Scott Bessent, the hedge fund manager Trump nominated to lead the U.S Treasury Department, said during his confirmation hearing that extending Trump’s 2017 tax cut which disproportionately benefited the very wealthy is “the single most important economic issue of the day.”
“If we do not renew and extend, then we will be facing an economic calamity,” Bessent said. When Georgia Democratic Sen. Raphael Warnock pressed Bessent on whether people who make more than $10 million per year really need a tax cut, Bessent replied, “There is no income level that I don’t think we should continue the [tax cut] as it was.” On the flip side, he endorsed deep cuts to federal spending that benefits less fortunate Americans. “We do not have a revenue problem in the United States of America; we have a spending problem,” Bessent said.
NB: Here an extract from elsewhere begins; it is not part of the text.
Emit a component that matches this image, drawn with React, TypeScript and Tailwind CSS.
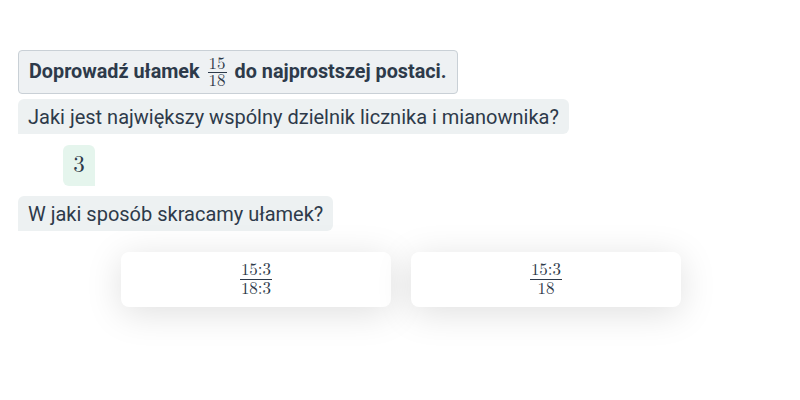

The real economic calamity is shaping up as the incoming Trump administration eyes deep cuts to Medicaid and other cuts that will fall most heavily on poor families. For good measure, Bessent also said he opposes raising the federal minimum wage above $7.25 an hour.
Ever since Ronald Reagan championed trickle-down economics in the 1980s, Republicans have promised that cutting taxes on the wealthy and reducing the size of government will benefit most Americans. But it hasn’t worked out that way. “Cutting taxes for the rich over the past 40-plus years has had a huge impact, leaving less money for public programs that benefit millions of Americans while enriching a tiny percentage of the population,” the Center for Public Integrity reports. Income inequality skyrocketed: “As more money flowed upward, the gap in accumulated wealth widened,” the Center reports. “In 2019, the top 10% of Americans had three times the wealth of everyone else in the country combined.”
It comes down to this: Do you believe it’s better for rich people to get tax cuts and for all of us to pay more to meet basic needs — getting only the health care, education, infrastructure – even firefighting — we can afford to pay for out of pocket? Or do you think we can, as a society, create a world where there is a baseline level of wellbeing, decent education, food, shelter and security for all?
Republicans have been arguing for a long time that government is broken, should be “drowned in the bathtub” — that no one should be required to chip in to support things like public schools or provide decent housing and health care and education to all, including children born into families that can’t afford all these things on their own.
Now we face an aggressive push by the incoming Trump administration and the Wisconsin Leislature’s majority to destroy programs that benefit poor kids, poor families and society as a whole
After years and years of underfunding Wisconsin’s public schools and our once-great university system, Republican legislators now say there’s no point throwing good money after bad, using the struggles of an underfunded system as an excuse for further cuts.
If we can’t remember what it’s like to have a functional society, it’s easy to become cynical and give up on the idea of a healthy public sphere.
Now, as we enter the era of Trump 2.0, it’s important to remember what we had, what we lost, and what we need to fight like hell to hang on to.